Ancestors fought brave fight

Regarding Bruce Smith’s Associated Press article about Robert Smalls in The Augusta Chronicle on May 6 (“Slave’s daring sea escape celebrated on anniversary”): Smalls took part as a pilot aboard the ironclad U.S.S. Keokuk when Abraham Lincoln ordered Rear Adm. Samuel Francis DuPont to try to recapture Fort Sumter on April 17, 1863. The Confederate States of America were occupying the fort at this time.

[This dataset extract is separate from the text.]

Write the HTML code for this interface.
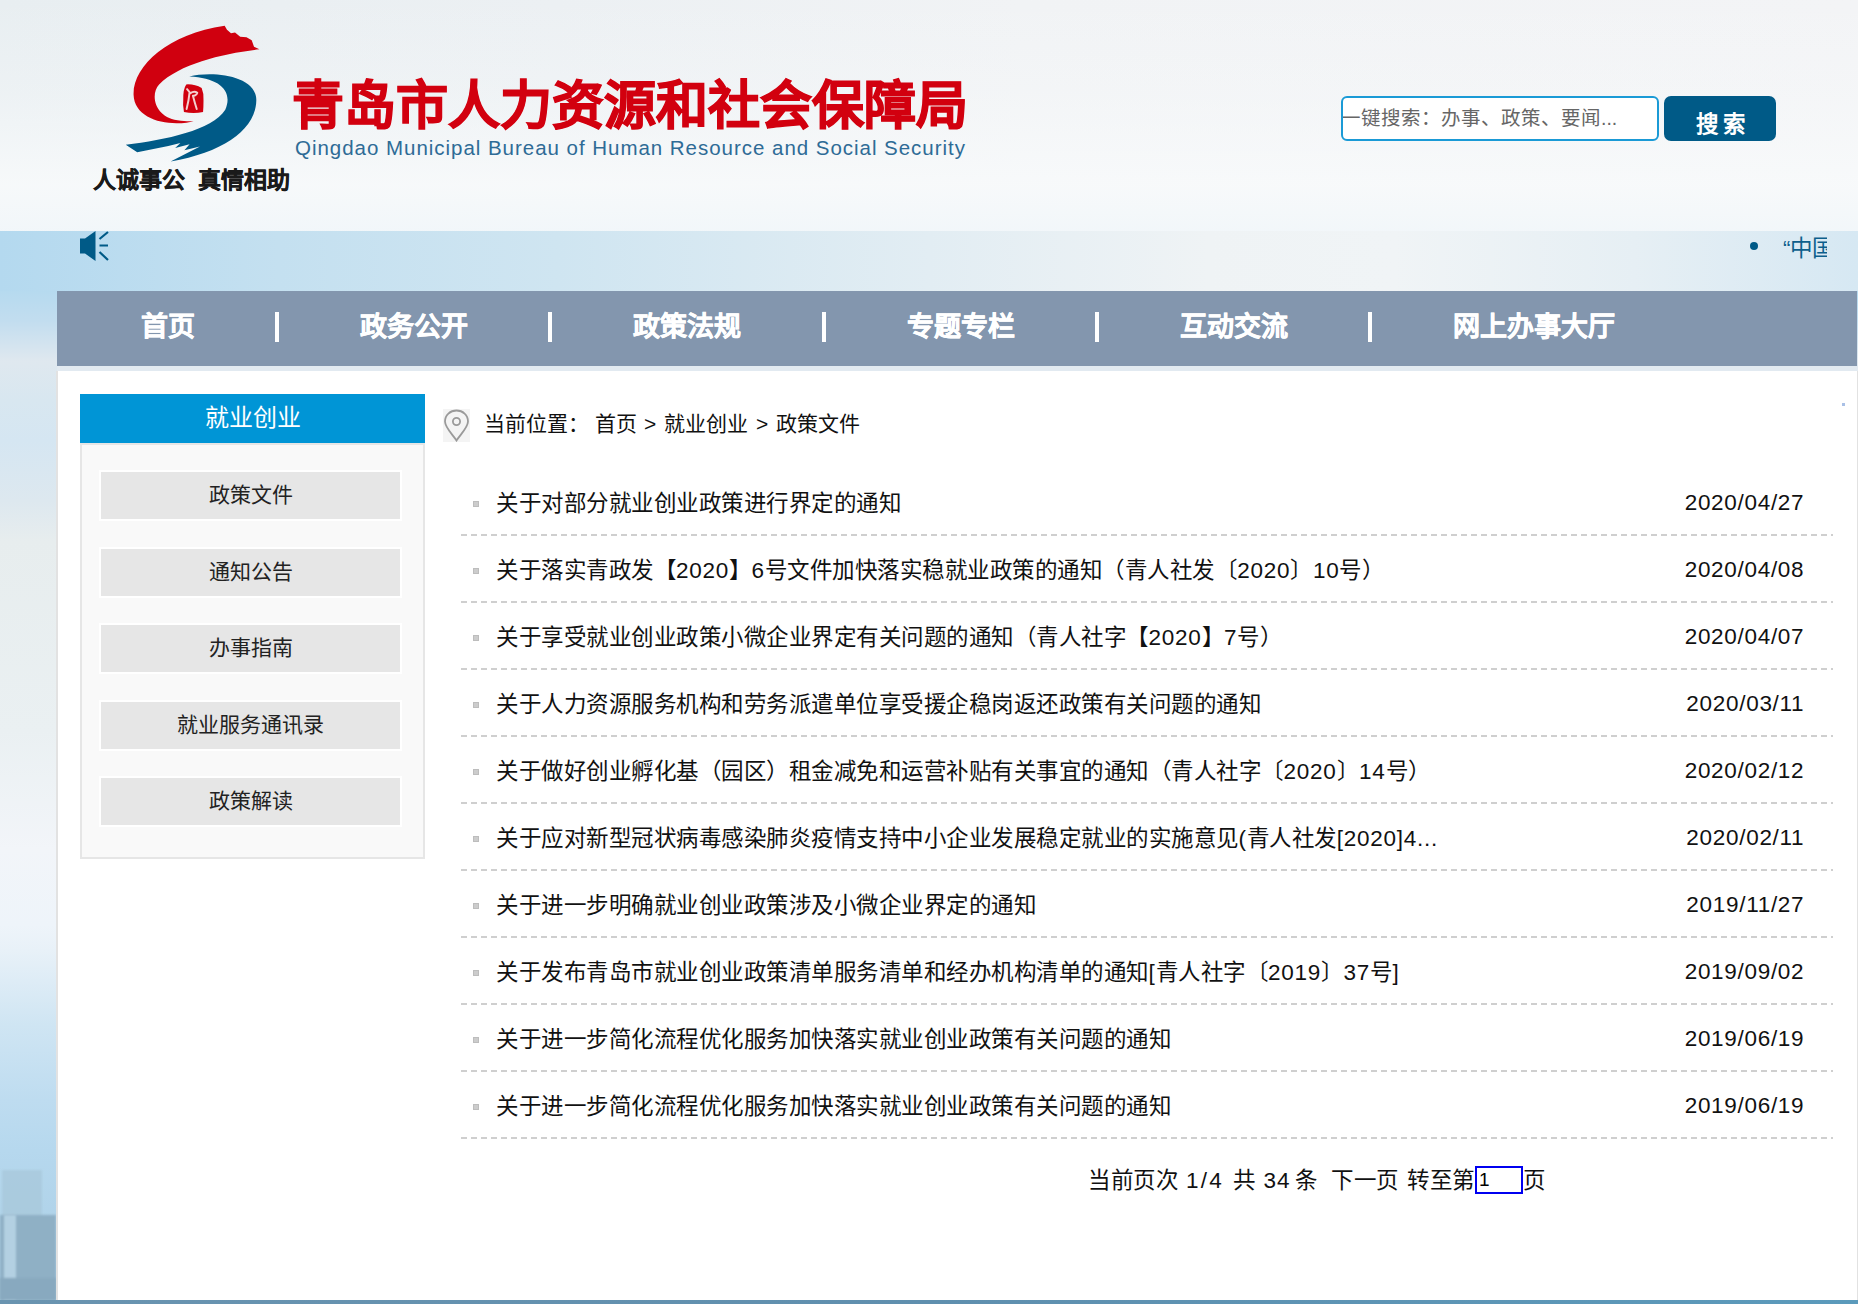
<!DOCTYPE html>
<html lang="zh-CN">
<head>
<meta charset="utf-8">
<title>青岛市人力资源和社会保障局</title>
<style>
*{margin:0;padding:0;box-sizing:border-box;}
html,body{width:1858px;height:1304px;overflow:hidden;}
body{position:relative;font-family:"Liberation Sans",sans-serif;color:#000;background:#d6e7f2;}
.abs{position:absolute;}
b{font-weight:normal;}
#hdr{left:0;top:0;width:1858px;height:231px;background:linear-gradient(180deg,rgba(248,250,251,0) 0%,rgba(248,250,251,0.3) 40%,rgba(248,250,251,0.9) 80%,rgba(242,247,250,0.95) 100%),linear-gradient(90deg,#e8eef1 0%,#ecf0f3 30%,#f1f3f5 55%,#f3f4f6 100%);}
#sky{left:0;top:231px;width:1858px;height:1073px;background:linear-gradient(180deg,#b4d9ef 0px,#b6daef 60px,#c2ddef 90px,#dfe8ef 130px,#d8e7f0 170px,#d5e6f2 210px,#dde8ef 270px,#e7edee 310px,#eaf0f2 500px,#f2f5f9 619px,#eef4fa 694px,#e8f1f8 719px,#cfe5f3 794px,#bedcf0 869px,#b6d8ee 919px,#a9cde4 1073px);}
#band{left:0;top:231px;width:1858px;height:60px;background:linear-gradient(90deg,#b4d9ef 0%,#c4e0f0 15%,#cfe5f1 30%,#e2edf3 50%,#eff3f5 65%,#f0f4f6 75%,#e6eff4 88%,#d6e8f3 100%);}
.bld{position:absolute;filter:blur(1.2px);}
#nav{left:57px;top:291px;width:1800px;height:75px;background:#8396ae;}
#strip{left:57px;top:366px;width:1801px;height:5px;background:#e2eaf1;}
#content{left:56px;top:371px;width:1802px;height:929px;background:#fff;border-left:2px solid #e2e2e2;border-right:1px solid #e2e2e2;}
#bottom{left:0;top:1300px;width:1858px;height:4px;background:linear-gradient(90deg,#6a94b0,#5f8fae 50%,#5b9abb);}
.navt{top:290px;height:75px;line-height:75px;color:#fff;font-weight:bold;font-size:27px;white-space:nowrap;-webkit-text-stroke:0.5px #fff;}
.sep{top:312px;width:4px;height:30px;background:#fff;}
.side{left:99px;width:303px;height:51px;border:2px solid #fff;background:#e6e6e6;text-align:center;font-size:21px;line-height:45px;color:#222;}
.crumb{font-size:21px;line-height:30px;white-space:nowrap;color:#111;top:409px;}
.row{left:461px;width:1372px;height:67px;background:repeating-linear-gradient(90deg,#cfcfcf 0,#cfcfcf 6px,transparent 6px,transparent 10px) 0 65px/100% 2px no-repeat;}
.row i{position:absolute;left:12px;top:32px;width:6px;height:6px;background:#cccccc;border:1px solid #bdbdbd;}
.row .t{position:absolute;left:35px;top:19px;font-size:22.5px;line-height:32px;white-space:nowrap;color:#111;letter-spacing:-0.5px;}
.row .t .n{letter-spacing:0.75px;}
.row .d{position:absolute;right:28.7px;top:18px;font-size:22.5px;line-height:32px;white-space:nowrap;color:#111;letter-spacing:0.7px;}
.pg{font-size:22.5px;line-height:32px;white-space:nowrap;color:#111;top:1165px;letter-spacing:-0.5px;}
.pg.n{letter-spacing:0.4px;}
</style>
</head>
<body>
<div id="hdr" class="abs"></div>
<div id="sky" class="abs"></div>
<div id="band" class="abs"></div>
<div class="bld" style="left:2px;top:1170px;width:40px;height:130px;background:#a9c9dc;opacity:.8"></div>
<div class="bld" style="left:0;top:1215px;width:56px;height:85px;background:#8fb0c5"></div>
<div class="bld" style="left:4px;top:1215px;width:12px;height:85px;background:#b3d0e2"></div>
<div class="bld" style="left:0;top:1278px;width:56px;height:22px;background:#88a9bf"></div>

<div id="nav" class="abs"></div>
<div id="strip" class="abs"></div>
<div id="content" class="abs"></div>
<div id="bottom" class="abs"></div>

<!-- HEADER -->
<svg class="abs" style="left:120px;top:20px" width="150" height="150" viewBox="0 0 1304 1304">
<path fill="#d0000f" d="M660 875 C450 935,125 880,118 650 C110 400,420 120,910 50 L930 85 L965 115 L1000 108 L1045 145 L1100 150 L1145 175 L1165 232 L1212 255 C900 290,520 380,340 560 C265 640,290 840,500 872 C580 884,640 882,660 875 Z"/>
<path fill="#005a87" d="M602 492 C800 440,1190 480,1185 700 C1180 950,900 1150,440 1230 L695 1100 L560 1132 L605 1080 L480 1112 L525 1070 L420 1095 L150 1150 L50 1085 C400 1040,800 960,915 780 C985 620,870 505,602 492 Z"/>
<path fill="#d0000f" d="M576 560 Q650 556 710 592 Q730 640 726 700 Q726 760 722 800 Q640 816 556 800 Q544 740 550 690 Q548 600 576 560 Z"/>
<path fill="none" stroke="#f4d0d0" stroke-width="17" stroke-linecap="round" stroke-linejoin="round" d="M583 601 L603 624 M605 627 Q598 700 579 774 M612 636 Q645 612 672 632 Q665 655 636 660 M634 658 Q650 720 667 774"/>
</svg>
<div class="abs" style="left:93px;top:165px;font-size:23px;font-weight:bold;color:#1a1a1a;-webkit-text-stroke:0.3px #1a1a1a;white-space:nowrap;line-height:30px">人诚事公&nbsp;&nbsp;真情相助</div>
<div class="abs" style="left:292px;top:73px;font-size:52px;font-weight:bold;color:#d2000f;-webkit-text-stroke:1.2px #d2000f;white-space:nowrap;line-height:66px">青岛市人力资源和社会保障局</div>
<div class="abs" style="left:295px;top:134px;font-size:20.5px;letter-spacing:0.97px;color:#2e6b96;white-space:nowrap;line-height:28px">Qingdao Municipal Bureau of Human Resource and Social Security</div>

<div class="abs" style="left:1341px;top:96px;width:318px;height:45px;background:#fff;border:2px solid #1a9ad6;border-radius:6px;overflow:hidden">
  <div style="position:absolute;left:-2px;top:0;line-height:41px;font-size:19.5px;color:#666;white-space:nowrap;letter-spacing:0px">一键搜索：办事、政策、要闻...</div>
</div>
<div class="abs" style="left:1664px;top:96px;width:112px;height:45px;background:#005a87;border-radius:7px;"></div>
<div class="abs" style="left:1696px;top:107px;font-weight:bold;font-size:22.5px;line-height:36px;letter-spacing:4px;color:#fff;white-space:nowrap">搜索</div>

<svg class="abs" style="left:78px;top:229px" width="34" height="34" viewBox="0 0 34 34">
<path fill="#005a87" d="M2 9.5 L7 9.5 L17.5 2 L17.5 32 L7 24.5 L2 24.5 Z"/>
<path stroke="#005a87" stroke-width="2.2" fill="none" d="M21.5 10 L30 3 M21.5 16.5 L30 16.5 M21.5 23 L30 31"/>
</svg>
<div class="abs" style="left:1750px;top:242px;width:8px;height:8px;border-radius:50%;background:#005a87"></div>
<div class="abs" style="left:1783px;top:231.5px;width:44px;height:34px;overflow:hidden;white-space:nowrap;font-size:22.5px;line-height:34px;color:#0d5f8c;letter-spacing:-0.5px">“中国</div>

<!-- NAV -->
<div class="abs navt" style="left:141px">首页</div>
<div class="abs sep" style="left:275px"></div>
<div class="abs navt" style="left:360px">政务公开</div>
<div class="abs sep" style="left:548px"></div>
<div class="abs navt" style="left:633px">政策法规</div>
<div class="abs sep" style="left:822px"></div>
<div class="abs navt" style="left:907px">专题专栏</div>
<div class="abs sep" style="left:1095px"></div>
<div class="abs navt" style="left:1180px">互动交流</div>
<div class="abs sep" style="left:1368px"></div>
<div class="abs navt" style="left:1453px">网上办事大厅</div>

<!-- CONTENT -->
<div class="abs" style="left:1842px;top:403px;width:3px;height:3px;background:#a9c0e6"></div>
<div class="abs" style="left:80px;top:394px;width:345px;height:49px;background:#0095d6;color:#fff;font-size:24px;text-align:center;line-height:48px">就业创业</div>
<div class="abs" style="left:80px;top:443px;width:345px;height:416px;background:#f9f9f9;border:2px solid #e6e6e6"></div>
<div class="abs side" style="top:470px">政策文件</div>
<div class="abs side" style="top:546.5px">通知公告</div>
<div class="abs side" style="top:623px">办事指南</div>
<div class="abs side" style="top:699.5px">就业服务通讯录</div>
<div class="abs side" style="top:776px">政策解读</div>

<div class="abs" style="left:443px;top:409px;width:27px;height:33px;background:#f4f4f4"></div>
<svg class="abs" style="left:443px;top:409px" width="27" height="33" viewBox="0 0 27 33">
<path fill="none" stroke="#9a9a9a" stroke-width="1.8" d="M13.5 31.5 C10 26,2 18.5,2 12.5 C2 6,7.2 1.5,13.5 1.5 C19.8 1.5,25 6,25 12.5 C25 18.5,17 26,13.5 31.5 Z"/>
<circle cx="13.5" cy="12.5" r="3.6" fill="none" stroke="#9a9a9a" stroke-width="1.8"/>
</svg>
<div class="abs crumb" style="left:484px">当前位置：</div>
<div class="abs crumb" style="left:595px">首页</div>
<div class="abs crumb" style="left:644px">&gt;</div>
<div class="abs crumb" style="left:664px">就业创业</div>
<div class="abs crumb" style="left:756px">&gt;</div>
<div class="abs crumb" style="left:776px">政策文件</div>

<div class="abs row" style="top:469px"><i></i><span class="t">关于对部分就业创业政策进行界定的通知</span><span class="d">2020/04/27</span></div>
<div class="abs row" style="top:536px"><i></i><span class="t">关于落实青政发【<b class="n">2020</b>】<b class="n">6</b>号文件加快落实稳就业政策的通知（青人社发〔<b class="n">2020</b>〕<b class="n">10</b>号）</span><span class="d">2020/04/08</span></div>
<div class="abs row" style="top:603px"><i></i><span class="t">关于享受就业创业政策小微企业界定有关问题的通知（青人社字【<b class="n">2020</b>】<b class="n">7</b>号）</span><span class="d">2020/04/07</span></div>
<div class="abs row" style="top:670px"><i></i><span class="t">关于人力资源服务机构和劳务派遣单位享受援企稳岗返还政策有关问题的通知</span><span class="d">2020/03/11</span></div>
<div class="abs row" style="top:737px"><i></i><span class="t">关于做好创业孵化基（园区）租金减免和运营补贴有关事宜的通知（青人社字〔<b class="n">2020</b>〕<b class="n">14</b>号）</span><span class="d">2020/02/12</span></div>
<div class="abs row" style="top:804px"><i></i><span class="t">关于应对新型冠状病毒感染肺炎疫情支持中小企业发展稳定就业的实施意见<b class="n">(</b>青人社发<b class="n">[2020]4...</b></span><span class="d">2020/02/11</span></div>
<div class="abs row" style="top:871px"><i></i><span class="t">关于进一步明确就业创业政策涉及小微企业界定的通知</span><span class="d">2019/11/27</span></div>
<div class="abs row" style="top:938px"><i></i><span class="t">关于发布青岛市就业创业政策清单服务清单和经办机构清单的通知<b class="n">[</b>青人社字〔<b class="n">2019</b>〕<b class="n">37</b>号<b class="n">]</b></span><span class="d">2019/09/02</span></div>
<div class="abs row" style="top:1005px"><i></i><span class="t">关于进一步简化流程优化服务加快落实就业创业政策有关问题的通知</span><span class="d">2019/06/19</span></div>
<div class="abs row" style="top:1072px"><i></i><span class="t">关于进一步简化流程优化服务加快落实就业创业政策有关问题的通知</span><span class="d">2019/06/19</span></div>

<div class="abs pg" style="left:1088px">当前页次</div>
<div class="abs pg n" style="left:1186px;letter-spacing:2.3px">1/4</div>
<div class="abs pg" style="left:1233px">共</div>
<div class="abs pg n" style="left:1263.5px;letter-spacing:1px">34</div>
<div class="abs pg" style="left:1295px">条</div>
<div class="abs pg" style="left:1331px">下一页</div>
<div class="abs pg" style="left:1407px">转至第</div>
<div class="abs" style="left:1475px;top:1166px;width:48px;height:28px;border:2px solid #0000f0;background:#fff;font-size:19px;line-height:24px;padding-left:2px">1</div>
<div class="abs pg" style="left:1523px">页</div>

</body>
</html>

The CSA not only just won this battle, it must have embarrassed Lincoln. Why? Because the Union – despite having overwhelming firepower – fired only 154 rounds on Fort Sumter. The CSA scored 2,209 hits on the Union fleet from Fort Sumter. Most of the fleet suffered heavy damage.

The Keokuk suffered so much damage that it sank the next day, close to Morris Island. The CSA, under cover of darkness, salvaged the Keokuk’s XI-inch Dahlgren guns. One of the guns was placed in Fort Sumter for defense against the Union.

There were 11 battles at Fort Sumter between the Union and the CSA. Three were major; the other eight were minor, according to historians. Some battles lasted for weeks; others lasted for days or maybe just a day.

What had to be on Lincoln’s mind after losing all 11 battles with the CSA at Fort Sumter may never be known by historians. My guess: Lincoln never understood what the War Between the States was all about.

The war should be called the War for Southern Independence instead of the usual title “the Civil War.” What Gen. William T. Sherman did when he marched through Georgia and South Carolina was not civil – it was just plain criminal. If our soldiers burned cities in Iraq and Afghanistan like Sherman did, there would have been court-martials and prosecutions to the fullest extent of the law.

I am proud of my “cotton-picking” ancestors.